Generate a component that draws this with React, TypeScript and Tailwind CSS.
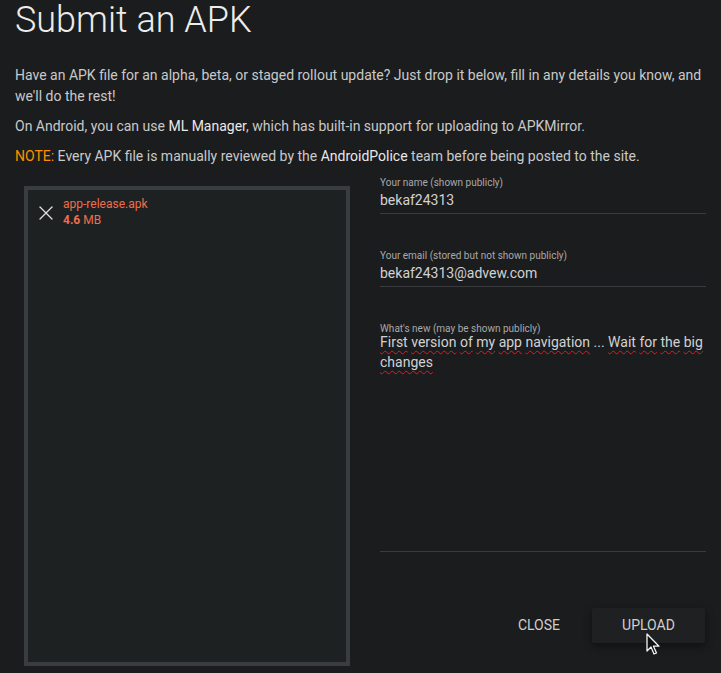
import { X } from "lucide-react";

function Field({ label, value }: { label: string; value: string }) {
    return (
        <div className="flex flex-col border-b border-[#3a3b3e] pb-[3px]">
            <span className="text-[10px] leading-[14px] text-[#a9a9a9]">{label}</span>
            <span className="text-[14px] leading-[20px] text-[#d2d2d2]">{value}</span>
        </div>
    );
}

const words = ["First", "version", "of", "my", "app", "navigation", "...", "Wait", "for", "the", "big", "changes"];

export default function App() {
    return (
        <div className="min-h-[673px] bg-[#1b1c1e] px-[15px] font-['Roboto',sans-serif] text-[#c9c9c9]">
            <h1 className="text-[36px] leading-[40px] font-light text-[#ececec]">Submit an APK</h1>

            <div className="mt-[25px] text-[14px] leading-[21px]">
                <p>
                    Have an APK file for an alpha, beta, or staged rollout update? Just drop it below, fill in any details you know, and we'll do the rest!
                </p>
                <p className="mt-[9px]">
                    On Android, you can use <span className="text-[#e9e9e9]">ML Manager</span>, which has built-in support for uploading to APKMirror.
                </p>
                <p className="mt-[9px]">
                    <span className="text-[#ff8f00]">NOTE:</span> Every APK file is manually reviewed by the{" "}
                    <span className="text-[#e9e9e9]">AndroidPolice</span> team before being posted to the site.
                </p>
            </div>

            <div className="mt-[9px] flex flex-row">
                <div className="ml-[9px] mt-[10px] h-[480px] w-[326px] border-4 border-[#3a3d40] bg-[#1e2122]">
                    <div className="flex flex-row items-center gap-[5px] pl-[6px] pt-[6px]">
                        <X size={24} strokeWidth={1.3} className="mt-[2px] text-[#e0e0e0]" />
                        <div className="flex flex-col text-[12px] leading-[16px] text-[#ee6e4c]">
                            <span>app-release.apk</span>
                            <span>
                                <span className="font-bold">4.6</span> MB
                            </span>
                        </div>
                    </div>
                </div>

                <div className="ml-[30px] flex w-[326px] flex-col">
                    <Field label="Your name (shown publicly)" value="bekaf24313" />
                    <div className="mt-[35px]">
                        <Field label="Your email (stored but not shown publicly)" value="bekaf24313@advew.com" />
                    </div>
                    <div className="mt-[36px] flex h-[229px] flex-col border-b border-[#3a3b3e]">
                        <span className="text-[10px] leading-[11px] text-[#a9a9a9]">What's new (may be shown publicly)</span>
                        <p className="-mt-[2px] text-[14px] leading-[20px] text-[#d2d2d2]">
                            {words.map((w, i) => (
                                <span key={i}>
                                    <span className={w === "..." ? "" : "underline decoration-wavy decoration-[#d4202a] decoration-1 underline-offset-[3px]"}>
                                        {w}
                                    </span>
                                    {i < words.length - 1 ? " " : ""}
                                </span>
                            ))}
                        </p>
                    </div>

                    <div className="mt-[56px] flex flex-row items-center justify-end">
                        <button className="h-[35px] px-[20px] text-[14px] uppercase text-[#cfcfcf]">Close</button>
                        <button className="relative ml-[12px] mr-[1px] h-[35px] w-[113px] rounded-[2px] bg-[#1f2022] text-[14px] uppercase text-[#cfcfcf] shadow-[0_3px_8px_rgba(0,0,0,0.45)]">
                            Upload
                            <svg className="absolute left-[54px] top-[25px]" width="14" height="23" viewBox="0 0 14 23">
                                <path d="M1 1 L1 18 L5 14 L8 21 L10.5 20 L7.5 13.2 L13 13.2 Z" fill="#111" stroke="#f4f4f4" strokeWidth="1.3" strokeLinejoin="round" />
                            </svg>
                        </button>
                    </div>
                </div>
            </div>
        </div>
    );
}
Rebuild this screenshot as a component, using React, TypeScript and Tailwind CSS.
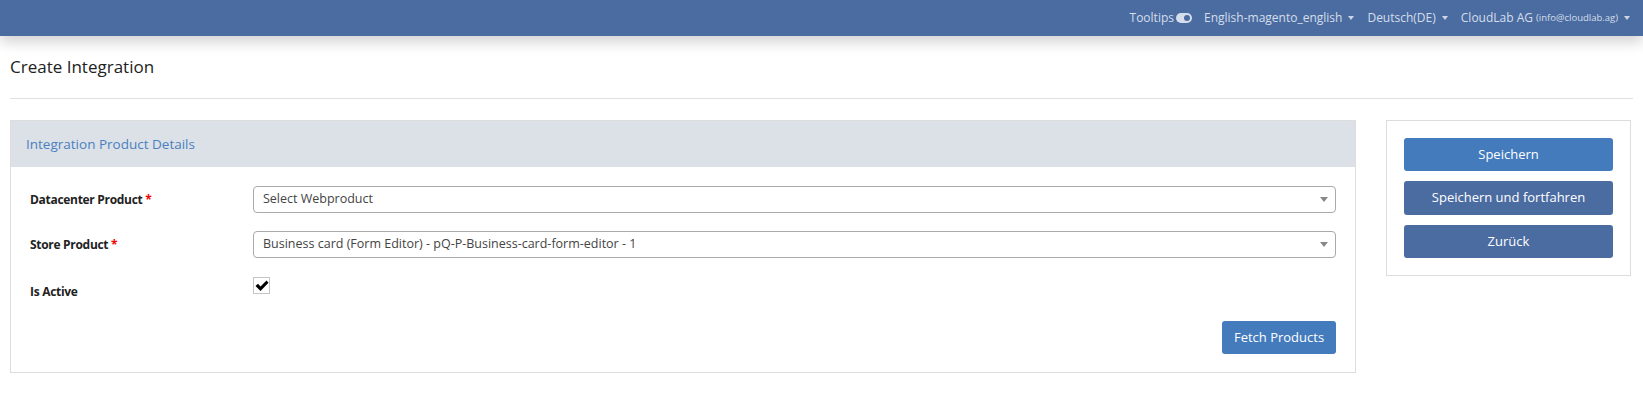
import React from "react";

function Caret() {
  return <span className="ml-[6px] inline-block h-0 w-0 border-x-[3px] border-t-[4px] border-x-transparent border-t-[#cdd6e4] align-middle" />;
}

function Toggle() {
  return (
    <svg width="16" height="10" viewBox="0 0 16 10" className="ml-[2px]">
      <rect x="0" y="0" width="16" height="10" rx="5" fill="#d5deeb" />
      <circle cx="11" cy="5" r="3" fill="#4b6ca1" />
    </svg>
  );
}

function SelectBox({ value }: { value: string }) {
  return (
    <div className="flex h-[27px] flex-1 items-center justify-between rounded-[4px] border border-[#aaa] bg-white pl-[9px] pr-[7px] text-[12.5px] text-[#444]">
      <span>{value}</span>
      <span className="inline-block h-0 w-0 border-x-[4px] border-t-[5px] border-x-transparent border-t-[#888]" />
    </div>
  );
}

export default function App() {
  return (
    <div className="min-h-[413px] bg-white font-['Open_Sans',sans-serif] text-[#222]">
      <nav className="relative z-10 flex h-9 items-center justify-end bg-[#4b6ca1] pr-[13px] text-[12px] text-[#d5deeb] shadow-[0_6px_14px_rgba(0,0,0,0.18)]">
        <span className="flex items-center">
          Tooltips
          <Toggle />
        </span>
        <span className="ml-[12px] flex items-center">
          English-magento_english
          <Caret />
        </span>
        <span className="ml-[13px] flex items-center">
          Deutsch(DE)
          <Caret />
        </span>
        <span className="ml-[13px] flex items-center">
          CloudLab AG <span className="ml-[3px] text-[9.5px]">(info@cloudlab.ag)</span>
          <Caret />
        </span>
      </nav>

      <div className="px-[10px]">
        <div className="flex h-[63px] items-center border-b border-[#e0e0e0] text-[17px] text-[#222]">
          Create Integration
        </div>

        <div className="mt-[21px] flex items-start gap-[30px] pr-[2px]">
          <div className="flex-1 border border-[#ddd]">
            <div className="flex h-[46px] items-center bg-[#dce0e7] px-[15px] text-[13.5px] text-[#4a80bf]">
              Integration Product Details
            </div>
            <div className="px-[19px] pb-[18px] pt-[19px] text-[12px]">
              <div className="flex items-center">
                <label className="w-[223px] font-bold tracking-[-0.3px] text-[#222]">
                  Datacenter Product <span className="text-[#e00]">*</span>
                </label>
                <SelectBox value="Select Webproduct" />
              </div>
              <div className="mt-[18px] flex items-center">
                <label className="w-[223px] font-bold tracking-[-0.3px] text-[#222]">
                  Store Product <span className="text-[#e00]">*</span>
                </label>
                <SelectBox value="Business card (Form Editor) - pQ-P-Business-card-form-editor - 1" />
              </div>
              <div className="mt-[19px] flex items-start">
                <label className="w-[223px] pt-[6px] font-bold tracking-[-0.3px] text-[#222]">Is Active</label>
                <div className="flex h-[17px] w-[17px] items-center justify-center border border-[#c4c4c4] bg-white">
                  <svg width="14" height="12" viewBox="0 0 14 12">
                    <path d="M0.5 6 L3 3.8 L5.5 6.5 L11.5 0.5 L13.5 2.8 L5.5 11 Z" fill="#000" />
                  </svg>
                </div>
              </div>
              <div className="mt-[20px] flex justify-end">
                <button className="h-[33px] w-[114px] rounded-[3px] bg-[#437bbd] text-[13px] text-white">
                  Fetch Products
                </button>
              </div>
            </div>
          </div>

          <div className="flex w-[245px] flex-col gap-[10px] border border-[#ddd] p-[17px]">
            <button className="h-[33px] rounded-[3px] bg-[#437bbd] text-[13px] text-white">Speichern</button>
            <button className="h-[34px] rounded-[3px] bg-[#4b6ca1] text-[13px] text-white">Speichern und fortfahren</button>
            <button className="h-[33px] rounded-[3px] bg-[#4b6ca1] text-[13px] text-white">Zurück</button>
          </div>
        </div>
      </div>
    </div>
  );
}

....................

Given exercise: Every line of the material is to be quoted exactly, with no pictures carried over.

Complete response:
Generate a component that draws this with React, TypeScript and Tailwind CSS.
import { X } from "lucide-react";

function Field({ label, value }: { label: string; value: string }) {
    return (
        <div className="flex flex-col border-b border-[#3a3b3e] pb-[3px]">
            <span className="text-[10px] leading-[14px] text-[#a9a9a9]">{label}</span>
            <span className="text-[14px] leading-[20px] text-[#d2d2d2]">{value}</span>
        </div>
    );
}

const words = ["First", "version", "of", "my", "app", "navigation", "...", "Wait", "for", "the", "big", "changes"];

export default function App() {
    return (
        <div className="min-h-[673px] bg-[#1b1c1e] px-[15px] font-['Roboto',sans-serif] text-[#c9c9c9]">
            <h1 className="text-[36px] leading-[40px] font-light text-[#ececec]">Submit an APK</h1>

            <div className="mt-[25px] text-[14px] leading-[21px]">
                <p>
                    Have an APK file for an alpha, beta, or staged rollout update? Just drop it below, fill in any details you know, and we'll do the rest!
                </p>
                <p className="mt-[9px]">
                    On Android, you can use <span className="text-[#e9e9e9]">ML Manager</span>, which has built-in support for uploading to APKMirror.
                </p>
                <p className="mt-[9px]">
                    <span className="text-[#ff8f00]">NOTE:</span> Every APK file is manually reviewed by the{" "}
                    <span className="text-[#e9e9e9]">AndroidPolice</span> team before being posted to the site.
                </p>
            </div>

            <div className="mt-[9px] flex flex-row">
                <div className="ml-[9px] mt-[10px] h-[480px] w-[326px] border-4 border-[#3a3d40] bg-[#1e2122]">
                    <div className="flex flex-row items-center gap-[5px] pl-[6px] pt-[6px]">
                        <X size={24} strokeWidth={1.3} className="mt-[2px] text-[#e0e0e0]" />
                        <div className="flex flex-col text-[12px] leading-[16px] text-[#ee6e4c]">
                            <span>app-release.apk</span>
                            <span>
                                <span className="font-bold">4.6</span> MB
                            </span>
                        </div>
                    </div>
                </div>

                <div className="ml-[30px] flex w-[326px] flex-col">
                    <Field label="Your name (shown publicly)" value="bekaf24313" />
                    <div className="mt-[35px]">
                        <Field label="Your email (stored but not shown publicly)" value="bekaf24313@advew.com" />
                    </div>
                    <div className="mt-[36px] flex h-[229px] flex-col border-b border-[#3a3b3e]">
                        <span className="text-[10px] leading-[11px] text-[#a9a9a9]">What's new (may be shown publicly)</span>
                        <p className="-mt-[2px] text-[14px] leading-[20px] text-[#d2d2d2]">
                            {words.map((w, i) => (
                                <span key={i}>
                                    <span className={w === "..." ? "" : "underline decoration-wavy decoration-[#d4202a] decoration-1 underline-offset-[3px]"}>
                                        {w}
                                    </span>
                                    {i < words.length - 1 ? " " : ""}
                                </span>
                            ))}
                        </p>
                    </div>

                    <div className="mt-[56px] flex flex-row items-center justify-end">
                        <button className="h-[35px] px-[20px] text-[14px] uppercase text-[#cfcfcf]">Close</button>
                        <button className="relative ml-[12px] mr-[1px] h-[35px] w-[113px] rounded-[2px] bg-[#1f2022] text-[14px] uppercase text-[#cfcfcf] shadow-[0_3px_8px_rgba(0,0,0,0.45)]">
                            Upload
                            <svg className="absolute left-[54px] top-[25px]" width="14" height="23" viewBox="0 0 14 23">
                                <path d="M1 1 L1 18 L5 14 L8 21 L10.5 20 L7.5 13.2 L13 13.2 Z" fill="#111" stroke="#f4f4f4" strokeWidth="1.3" strokeLinejoin="round" />
                            </svg>
                        </button>
                    </div>
                </div>
            </div>
        </div>
    );
}
Rebuild this screenshot as a component, using React, TypeScript and Tailwind CSS.
import React from "react";

function Caret() {
  return <span className="ml-[6px] inline-block h-0 w-0 border-x-[3px] border-t-[4px] border-x-transparent border-t-[#cdd6e4] align-middle" />;
}

function Toggle() {
  return (
    <svg width="16" height="10" viewBox="0 0 16 10" className="ml-[2px]">
      <rect x="0" y="0" width="16" height="10" rx="5" fill="#d5deeb" />
      <circle cx="11" cy="5" r="3" fill="#4b6ca1" />
    </svg>
  );
}

function SelectBox({ value }: { value: string }) {
  return (
    <div className="flex h-[27px] flex-1 items-center justify-between rounded-[4px] border border-[#aaa] bg-white pl-[9px] pr-[7px] text-[12.5px] text-[#444]">
      <span>{value}</span>
      <span className="inline-block h-0 w-0 border-x-[4px] border-t-[5px] border-x-transparent border-t-[#888]" />
    </div>
  );
}

export default function App() {
  return (
    <div className="min-h-[413px] bg-white font-['Open_Sans',sans-serif] text-[#222]">
      <nav className="relative z-10 flex h-9 items-center justify-end bg-[#4b6ca1] pr-[13px] text-[12px] text-[#d5deeb] shadow-[0_6px_14px_rgba(0,0,0,0.18)]">
        <span className="flex items-center">
          Tooltips
          <Toggle />
        </span>
        <span className="ml-[12px] flex items-center">
          English-magento_english
          <Caret />
        </span>
        <span className="ml-[13px] flex items-center">
          Deutsch(DE)
          <Caret />
        </span>
        <span className="ml-[13px] flex items-center">
          CloudLab AG <span className="ml-[3px] text-[9.5px]">(info@cloudlab.ag)</span>
          <Caret />
        </span>
      </nav>

      <div className="px-[10px]">
        <div className="flex h-[63px] items-center border-b border-[#e0e0e0] text-[17px] text-[#222]">
          Create Integration
        </div>

        <div className="mt-[21px] flex items-start gap-[30px] pr-[2px]">
          <div className="flex-1 border border-[#ddd]">
            <div className="flex h-[46px] items-center bg-[#dce0e7] px-[15px] text-[13.5px] text-[#4a80bf]">
              Integration Product Details
            </div>
            <div className="px-[19px] pb-[18px] pt-[19px] text-[12px]">
              <div className="flex items-center">
                <label className="w-[223px] font-bold tracking-[-0.3px] text-[#222]">
                  Datacenter Product <span className="text-[#e00]">*</span>
                </label>
                <SelectBox value="Select Webproduct" />
              </div>
              <div className="mt-[18px] flex items-center">
                <label className="w-[223px] font-bold tracking-[-0.3px] text-[#222]">
                  Store Product <span className="text-[#e00]">*</span>
                </label>
                <SelectBox value="Business card (Form Editor) - pQ-P-Business-card-form-editor - 1" />
              </div>
              <div className="mt-[19px] flex items-start">
                <label className="w-[223px] pt-[6px] font-bold tracking-[-0.3px] text-[#222]">Is Active</label>
                <div className="flex h-[17px] w-[17px] items-center justify-center border border-[#c4c4c4] bg-white">
                  <svg width="14" height="12" viewBox="0 0 14 12">
                    <path d="M0.5 6 L3 3.8 L5.5 6.5 L11.5 0.5 L13.5 2.8 L5.5 11 Z" fill="#000" />
                  </svg>
                </div>
              </div>
              <div className="mt-[20px] flex justify-end">
                <button className="h-[33px] w-[114px] rounded-[3px] bg-[#437bbd] text-[13px] text-white">
                  Fetch Products
                </button>
              </div>
            </div>
          </div>

          <div className="flex w-[245px] flex-col gap-[10px] border border-[#ddd] p-[17px]">
            <button className="h-[33px] rounded-[3px] bg-[#437bbd] text-[13px] text-white">Speichern</button>
            <button className="h-[34px] rounded-[3px] bg-[#4b6ca1] text-[13px] text-white">Speichern und fortfahren</button>
            <button className="h-[33px] rounded-[3px] bg-[#4b6ca1] text-[13px] text-white">Zurück</button>
          </div>
        </div>
      </div>
    </div>
  );
}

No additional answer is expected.